I have an interesting issue regarding UTF-8 where I feel that the behavior of Juce has changed, and is now incorrect.
It used to be that if CharPointer_UTF8::isValidString(p, size) returned false, you were guaranteed that String::fromUTF8(p, size) would fail - so when I convert from strings, (e.g. from files) I always check CharPointer_UTF8::isValidString()
I added a lot of translated text to my program, and a lot of it seems to fail CharPointer_UTF8::isValidString() - yet the string looks like a perfect good UTF-8 string. And now, if I ignore CharPointer_UTF8::isValidString(), then I get a correct string!
What’s going on here?
inline String str(const string& s) {
const char* p = s.c_str();
size_t size = s.size();
bool valid = CharPointer_UTF8::isValidString(p, size);
if (!valid) {
LOG(ERROR) << "Badly encoded string |" << s << "| " << s.size();
LOG(ERROR) << s[0] << ", " << s[1];
valid = true; // HACK - IGNORE THE FACT THAT THIS STRING IS BAD!
}
return valid ? String::fromUTF8(p, size) : "(badly encoded string)";
}
In juce_CharPointer_UTF8.h, looking at the definition of CharPointer_UTF8::isValidString(), I think ‘dataToTest’ needs to be bumped before the “extra values” are checked for validity. In other words change
[code] n &= mask;
while (--numExtraValues >= 0)
{[/code]
to
n &= mask;
dataToTest++;
while (--numExtraValues >= 0)
{
Which should make your simple testcase work (it worked for me).

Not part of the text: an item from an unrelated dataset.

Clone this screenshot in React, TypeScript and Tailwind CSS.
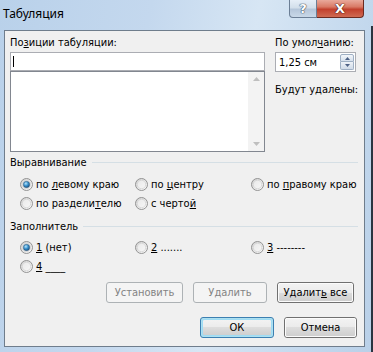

Also, the Wikipedia article on UTF-8 implies that about half of the 4-byte sequences are valid, so you might want to relax the previous check
if (bit <= 0x10)
return false;
to
if (bit <= 0x8)
return false;
Although then you may get false positives instead of false negatives. What you really need in the case of (bit == 0x10) is to sanity-check that the actual decoded Unicode character is <= 0x10ffff, which I am currently too lazy to write the code for.
Hope this helps.
Wow, looking at that method again, it’s actually a real piece of crap - there are several stupid bugs in it apart from the ones you mentioned. Quite embarrassing really, I was obviously having a bad day when I wrote it! Thanks for the heads-up, I’ll kick some shape into it today!